Se trató de un encuentro breve y de circunstancias, pero ni las Indias ni el
Mundo Occidental serían ya lo mismo, y
nos habría hecho falta que el testigo fuera Homero. Seguro que Bernal
estaría de acuerdo: “Agora que lo estoy escribiendo, se me representa todo
delante de mis ojos como si ayer fuera cuando esto pasó. Y es gran merced que
Nuestro Señor nos diera gracia y esfuerzo para osar entrar en tal ciudad e me
haber guardado de muchos peligros de muerte.
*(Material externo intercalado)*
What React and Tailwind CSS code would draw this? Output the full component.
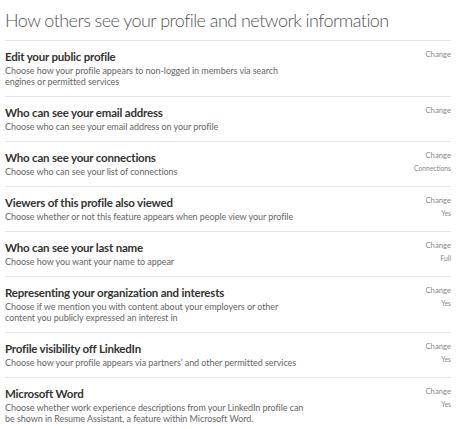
const rows = [
  {
    title: "Edit your public profile",
    desc: "Choose how your profile appears to non-logged in members via search engines or permitted services",
  },
  {
    title: "Who can see your email address",
    desc: "Choose who can see your email address on your profile",
  },
  {
    title: "Who can see your connections",
    desc: "Choose who can see your list of connections",
    value: "Connections",
  },
  {
    title: "Viewers of this profile also viewed",
    desc: "Choose whether or not this feature appears when people view your profile",
    value: "Yes",
  },
  {
    title: "Who can see your last name",
    desc: "Choose how you want your name to appear",
    value: "Full",
  },
  {
    title: "Representing your organization and interests",
    desc: "Choose if we mention you with content about your employers or other content you publicly expressed an interest in",
    value: "Yes",
  },
  {
    title: "Profile visibility off LinkedIn",
    desc: "Choose how your profile appears via partners’ and other permitted services",
    value: "Yes",
  },
  {
    title: "Microsoft Word",
    desc: "Choose whether work experience descriptions from your LinkedIn profile can be shown in Resume Assistant, a feature within Microsoft Word.",
    value: "Yes",
  },
]

function Row({ title, desc, value }) {
  return (
    <li className="flex justify-between border-t border-[#e6e6e6] pt-[8px] pb-[9px]">
      <div className="max-w-[300px]">
        <h3 className="text-[11.5px] leading-[16px] font-bold tracking-[-0.2px] text-[#333]">{title}</h3>
        <p className="text-[9px] leading-[11px] tracking-[-0.06px] text-[#666]">{desc}</p>
      </div>
      <div className="flex flex-col items-end">
        <span className="text-[7.7px] leading-[10px] text-[#888]">Change</span>
        {value && <span className="mt-[4px] text-[6.7px] leading-[9px] text-[#888]">{value}</span>}
      </div>
    </li>
  )
}

export default function App() {
  return (
    <div className="w-[467px] h-[429px] overflow-hidden bg-white pl-[5px] pr-[16px]" style={{ fontFamily: "Lato, 'Open Sans', sans-serif" }}>
      <h1 className="text-[18px] leading-[40px] font-light tracking-[-0.55px] text-[#555] whitespace-nowrap">
        How others see your profile and network information
      </h1>
      <ul>
        {rows.map((r) => (
          <Row key={r.title} {...r} />
        ))}
      </ul>
    </div>
  )
}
Doyle muchas gracias también por
haberme permitido escribirlo, aunque no tan cumplidamente como convenía y se
requiere”.
(Foto: El lago de Texcoco con
Tenoctitlán-México en el centro; por una de las calzadas llegaron los
cuatrocientos insensatos españoles a la capital, en medio de un hormiguero de
indios, de momento pacíficos debido a la acogida oficial decretada por
Moctezuma. La imagen es la mejor representación de una ‘boca de lobo’; era una
ciudad superpoblada y sin escapatoria posible por la facilidad de anular sus
salidas; además de ser una isla, al otro lado de las aguas estaba completamente
rodeada de poderosos enclaves mexicanos).